__STATED EXERCISE__
Print every entry word for word, but omit the pictures.

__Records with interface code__
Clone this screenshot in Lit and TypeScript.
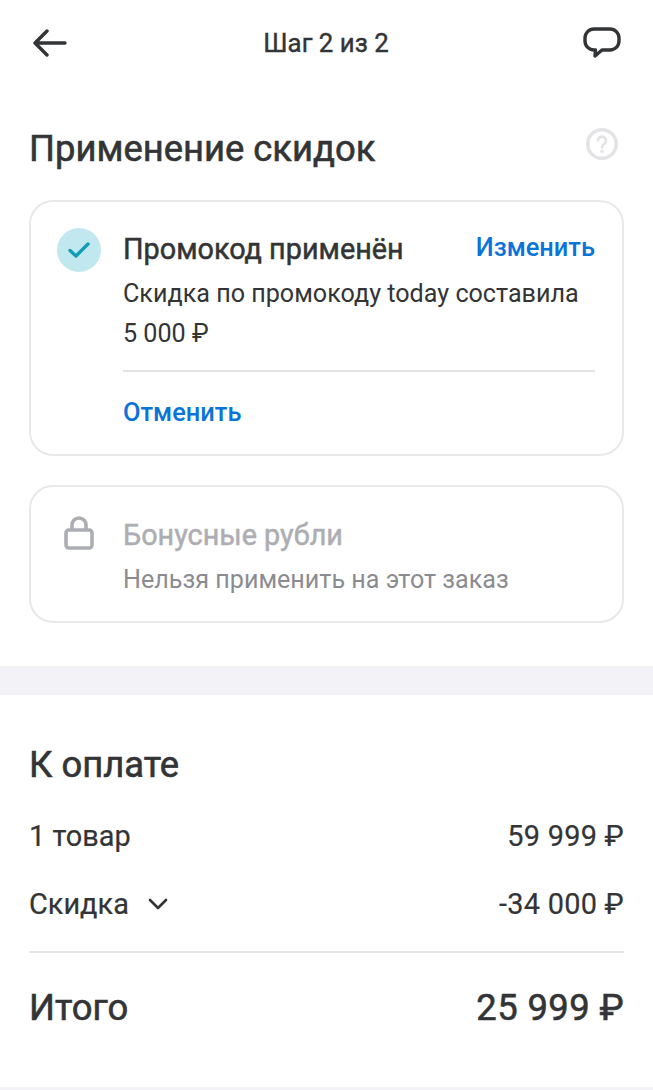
import { LitElement, html, css } from 'lit';
import { customElement } from 'lit/decorators.js';

// Checkout step 2: discounts card list and payment summary.

@customElement('app-root')
export class AppRoot extends LitElement {
  static styles = css`
    :host {
      display: block;
      width: 653px;
      height: 1090px;
      overflow: hidden;
      background: #fff;
      font-family: Roboto, 'Liberation Sans', sans-serif;
      color: #333436;
    }

    .header {
      height: 86px;
      padding: 0 32px 0 33px;
      display: flex;
      align-items: center;
      justify-content: space-between;
    }

    .header-title {
      font-size: 25.8px;
      font-weight: 400;
      -webkit-text-stroke: 0.4px;
      line-height: 30px;
      margin-left: 2px;
    }

    .icon {
      display: block;
      flex: none;
    }

    .section {
      padding: 0 29px;
    }

    .title-row {
      height: 48px;
      margin-top: 39px;
      display: flex;
      align-items: center;
      justify-content: space-between;
    }

    h1,
    h2 {
      margin: 0;
      font-size: 36.4px;
      font-weight: 400;
      -webkit-text-stroke: 0.6px;
      line-height: 48px;
    }

    .help {
      margin: -10px 6px 0 0;
    }

    .card {
      border: 2px solid #e8e8eb;
      border-radius: 24px;
      margin-top: 27px;
      padding: 26px 27px 0 26px;
      display: flex;
      gap: 22px;
      box-sizing: border-box;
    }

    .card.promo {
      height: 256px;
    }

    .card.bonus {
      height: 138px;
      margin-top: 29px;
    }

    .badge {
      width: 44px;
      height: 44px;
      border-radius: 50%;
      background: #c2e8ef;
      display: flex;
      align-items: center;
      justify-content: center;
      flex: none;
    }

    .lock-wrap {
      width: 44px;
      padding-top: 3px;
      display: flex;
      justify-content: center;
      align-items: flex-start;
      flex: none;
    }

    .body {
      flex: 1;
      min-width: 0;
    }

    .muted .body {
      padding-top: 1px;
    }

    .head {
      display: flex;
      justify-content: space-between;
    }

    .name {
      font-size: 28.8px;
      font-weight: 400;
      -webkit-text-stroke: 0.5px;
      line-height: 42px;
    }

    .link {
      font-size: 25.4px;
      font-weight: 500;
      color: #0a74d9;
      line-height: 38px;
    }

    .text {
      font-size: 25.15px;
      line-height: 40px;
    }

    .promo .text {
      margin-top: 4px;
    }

    .muted .text {
      margin-top: 4px;
    }

    .divider {
      height: 2px;
      background: #e3e3e6;
    }

    .card .divider {
      margin-top: 16px;
    }

    .cancel {
      display: block;
      margin-top: 21px;
    }

    .muted .name {
      color: #adaeb3;
    }

    .muted .text {
      color: #8b8c91;
    }

    .band {
      height: 29px;
      margin-top: 43px;
      background: #f2f2f7;
    }

    .summary h2 {
      margin-top: 46px;
    }

    .row {
      display: flex;
      align-items: center;
      justify-content: space-between;
      font-size: 28.9px;
      -webkit-text-stroke: 0.2px;
      line-height: 36px;
      margin-top: 32px;
    }

    .row.first {
      margin-top: 29px;
    }

    .amount {
      letter-spacing: 0.25px;
    }

    .label {
      display: flex;
      align-items: center;
      gap: 19px;
    }

    .summary .divider {
      margin-top: 29px;
    }

    .total {
      display: flex;
      justify-content: space-between;
      font-size: 36.4px;
      font-weight: 400;
      -webkit-text-stroke: 0.6px;
      line-height: 48px;
      margin-top: 31px;
    }

    .total .amount {
      letter-spacing: 0.4px;
    }

    .footer-line {
      position: absolute;
      top: 1087px;
      left: 0;
      width: 653px;
      height: 3px;
      background: #f2f2f7;
    }
  `;

  render() {
    return html`
      <div class="header">
        <svg class="icon" width="34" height="28" viewBox="0 0 34 28" fill="none" stroke="#333436" stroke-width="3.4" stroke-linecap="round" stroke-linejoin="round">
          <path d="M14 2 2 14l12 12M2 14h30" />
        </svg>
        <div class="header-title">Шаг 2 из 2</div>
        <svg class="icon" width="38" height="32" viewBox="0 0 38 32" fill="none" stroke="#333436" stroke-width="3.4" stroke-linejoin="round">
          <path d="M11 2h16a9 9 0 0 1 9 9v3a9 9 0 0 1-9 9h-8l-7 6 .5-6H11a9 9 0 0 1-9-9v-3a9 9 0 0 1 9-9Z" />
        </svg>
      </div>

      <div class="section">
        <div class="title-row">
          <h1>Применение скидок</h1>
          <svg class="icon help" width="32" height="32" viewBox="0 0 32 32" fill="none">
            <circle cx="16" cy="16" r="14.3" stroke="#e3e3e6" stroke-width="3.4" />
            <path d="M12 12.6a4 4 0 1 1 6.3 3.3c-1.5 1-2.3 1.8-2.3 3.4" stroke="#e3e3e6" stroke-width="2.6" stroke-linecap="round" />
            <circle cx="16" cy="23.2" r="1.7" fill="#e3e3e6" />
          </svg>
        </div>

        <div class="card promo">
          <div class="badge">
            <svg class="icon" width="22" height="16" viewBox="0 0 22 16" fill="none" stroke="#139db5" stroke-width="3.4" stroke-linecap="round" stroke-linejoin="round">
              <path d="M2 8.5 8 14 20 2" />
            </svg>
          </div>
          <div class="body">
            <div class="head">
              <span class="name">Промокод применён</span>
              <span class="link">Изменить</span>
            </div>
            <div class="text">Скидка по промокоду today составила<br />5 000 ₽</div>
            <div class="divider"></div>
            <span class="link cancel">Отменить</span>
          </div>
        </div>

        <div class="card bonus muted">
          <div class="lock-wrap">
            <svg class="icon" width="30" height="34" viewBox="0 0 30 34" fill="none" stroke="#adaeb3" stroke-width="3.6" stroke-linejoin="round">
              <rect x="2" y="14" width="26" height="18" rx="3" />
              <path d="M8 14V9a7 7 0 0 1 14 0v5" />
            </svg>
          </div>
          <div class="body">
            <div class="name">Бонусные рубли</div>
            <div class="text">Нельзя применить на этот заказ</div>
          </div>
        </div>
      </div>

      <div class="band"></div>

      <div class="section summary">
        <h2>К оплате</h2>
        <div class="row first">
          <span>1 товар</span>
          <span class="amount">59 999 ₽</span>
        </div>
        <div class="row">
          <span class="label">
            Скидка
            <svg class="icon" width="20" height="12" viewBox="0 0 20 12" fill="none" stroke="#333436" stroke-width="2.6" stroke-linecap="round" stroke-linejoin="round">
              <path d="M2 2l8 8 8-8" />
            </svg>
          </span>
          <span class="amount">-34 000 ₽</span>
        </div>
        <div class="divider"></div>
        <div class="total">
          <span>Итого</span>
          <span class="amount">25 999 ₽</span>
        </div>
      </div>
      <div class="footer-line"></div>
    `;
  }
}
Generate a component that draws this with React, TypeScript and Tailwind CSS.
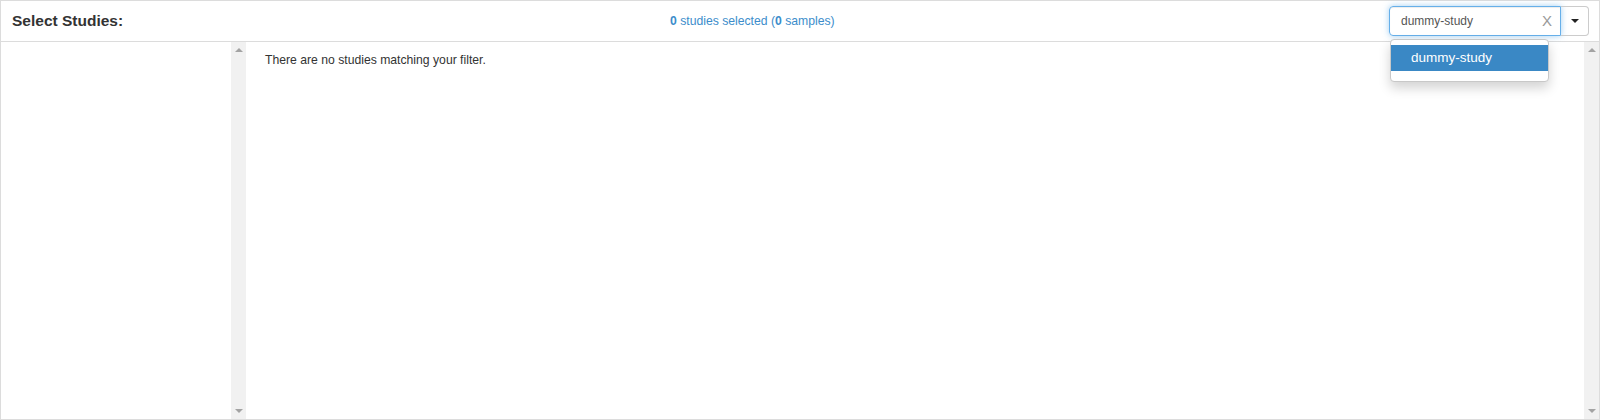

__RESULT OF THIS EXERCISE__
Clone this screenshot in Lit and TypeScript.
import { LitElement, html, css } from 'lit';
import { customElement } from 'lit/decorators.js';

// Checkout step 2: discounts card list and payment summary.

@customElement('app-root')
export class AppRoot extends LitElement {
  static styles = css`
    :host {
      display: block;
      width: 653px;
      height: 1090px;
      overflow: hidden;
      background: #fff;
      font-family: Roboto, 'Liberation Sans', sans-serif;
      color: #333436;
    }

    .header {
      height: 86px;
      padding: 0 32px 0 33px;
      display: flex;
      align-items: center;
      justify-content: space-between;
    }

    .header-title {
      font-size: 25.8px;
      font-weight: 400;
      -webkit-text-stroke: 0.4px;
      line-height: 30px;
      margin-left: 2px;
    }

    .icon {
      display: block;
      flex: none;
    }

    .section {
      padding: 0 29px;
    }

    .title-row {
      height: 48px;
      margin-top: 39px;
      display: flex;
      align-items: center;
      justify-content: space-between;
    }

    h1,
    h2 {
      margin: 0;
      font-size: 36.4px;
      font-weight: 400;
      -webkit-text-stroke: 0.6px;
      line-height: 48px;
    }

    .help {
      margin: -10px 6px 0 0;
    }

    .card {
      border: 2px solid #e8e8eb;
      border-radius: 24px;
      margin-top: 27px;
      padding: 26px 27px 0 26px;
      display: flex;
      gap: 22px;
      box-sizing: border-box;
    }

    .card.promo {
      height: 256px;
    }

    .card.bonus {
      height: 138px;
      margin-top: 29px;
    }

    .badge {
      width: 44px;
      height: 44px;
      border-radius: 50%;
      background: #c2e8ef;
      display: flex;
      align-items: center;
      justify-content: center;
      flex: none;
    }

    .lock-wrap {
      width: 44px;
      padding-top: 3px;
      display: flex;
      justify-content: center;
      align-items: flex-start;
      flex: none;
    }

    .body {
      flex: 1;
      min-width: 0;
    }

    .muted .body {
      padding-top: 1px;
    }

    .head {
      display: flex;
      justify-content: space-between;
    }

    .name {
      font-size: 28.8px;
      font-weight: 400;
      -webkit-text-stroke: 0.5px;
      line-height: 42px;
    }

    .link {
      font-size: 25.4px;
      font-weight: 500;
      color: #0a74d9;
      line-height: 38px;
    }

    .text {
      font-size: 25.15px;
      line-height: 40px;
    }

    .promo .text {
      margin-top: 4px;
    }

    .muted .text {
      margin-top: 4px;
    }

    .divider {
      height: 2px;
      background: #e3e3e6;
    }

    .card .divider {
      margin-top: 16px;
    }

    .cancel {
      display: block;
      margin-top: 21px;
    }

    .muted .name {
      color: #adaeb3;
    }

    .muted .text {
      color: #8b8c91;
    }

    .band {
      height: 29px;
      margin-top: 43px;
      background: #f2f2f7;
    }

    .summary h2 {
      margin-top: 46px;
    }

    .row {
      display: flex;
      align-items: center;
      justify-content: space-between;
      font-size: 28.9px;
      -webkit-text-stroke: 0.2px;
      line-height: 36px;
      margin-top: 32px;
    }

    .row.first {
      margin-top: 29px;
    }

    .amount {
      letter-spacing: 0.25px;
    }

    .label {
      display: flex;
      align-items: center;
      gap: 19px;
    }

    .summary .divider {
      margin-top: 29px;
    }

    .total {
      display: flex;
      justify-content: space-between;
      font-size: 36.4px;
      font-weight: 400;
      -webkit-text-stroke: 0.6px;
      line-height: 48px;
      margin-top: 31px;
    }

    .total .amount {
      letter-spacing: 0.4px;
    }

    .footer-line {
      position: absolute;
      top: 1087px;
      left: 0;
      width: 653px;
      height: 3px;
      background: #f2f2f7;
    }
  `;

  render() {
    return html`
      <div class="header">
        <svg class="icon" width="34" height="28" viewBox="0 0 34 28" fill="none" stroke="#333436" stroke-width="3.4" stroke-linecap="round" stroke-linejoin="round">
          <path d="M14 2 2 14l12 12M2 14h30" />
        </svg>
        <div class="header-title">Шаг 2 из 2</div>
        <svg class="icon" width="38" height="32" viewBox="0 0 38 32" fill="none" stroke="#333436" stroke-width="3.4" stroke-linejoin="round">
          <path d="M11 2h16a9 9 0 0 1 9 9v3a9 9 0 0 1-9 9h-8l-7 6 .5-6H11a9 9 0 0 1-9-9v-3a9 9 0 0 1 9-9Z" />
        </svg>
      </div>

      <div class="section">
        <div class="title-row">
          <h1>Применение скидок</h1>
          <svg class="icon help" width="32" height="32" viewBox="0 0 32 32" fill="none">
            <circle cx="16" cy="16" r="14.3" stroke="#e3e3e6" stroke-width="3.4" />
            <path d="M12 12.6a4 4 0 1 1 6.3 3.3c-1.5 1-2.3 1.8-2.3 3.4" stroke="#e3e3e6" stroke-width="2.6" stroke-linecap="round" />
            <circle cx="16" cy="23.2" r="1.7" fill="#e3e3e6" />
          </svg>
        </div>

        <div class="card promo">
          <div class="badge">
            <svg class="icon" width="22" height="16" viewBox="0 0 22 16" fill="none" stroke="#139db5" stroke-width="3.4" stroke-linecap="round" stroke-linejoin="round">
              <path d="M2 8.5 8 14 20 2" />
            </svg>
          </div>
          <div class="body">
            <div class="head">
              <span class="name">Промокод применён</span>
              <span class="link">Изменить</span>
            </div>
            <div class="text">Скидка по промокоду today составила<br />5 000 ₽</div>
            <div class="divider"></div>
            <span class="link cancel">Отменить</span>
          </div>
        </div>

        <div class="card bonus muted">
          <div class="lock-wrap">
            <svg class="icon" width="30" height="34" viewBox="0 0 30 34" fill="none" stroke="#adaeb3" stroke-width="3.6" stroke-linejoin="round">
              <rect x="2" y="14" width="26" height="18" rx="3" />
              <path d="M8 14V9a7 7 0 0 1 14 0v5" />
            </svg>
          </div>
          <div class="body">
            <div class="name">Бонусные рубли</div>
            <div class="text">Нельзя применить на этот заказ</div>
          </div>
        </div>
      </div>

      <div class="band"></div>

      <div class="section summary">
        <h2>К оплате</h2>
        <div class="row first">
          <span>1 товар</span>
          <span class="amount">59 999 ₽</span>
        </div>
        <div class="row">
          <span class="label">
            Скидка
            <svg class="icon" width="20" height="12" viewBox="0 0 20 12" fill="none" stroke="#333436" stroke-width="2.6" stroke-linecap="round" stroke-linejoin="round">
              <path d="M2 2l8 8 8-8" />
            </svg>
          </span>
          <span class="amount">-34 000 ₽</span>
        </div>
        <div class="divider"></div>
        <div class="total">
          <span>Итого</span>
          <span class="amount">25 999 ₽</span>
        </div>
      </div>
      <div class="footer-line"></div>
    `;
  }
}
Generate a component that draws this with React, TypeScript and Tailwind CSS.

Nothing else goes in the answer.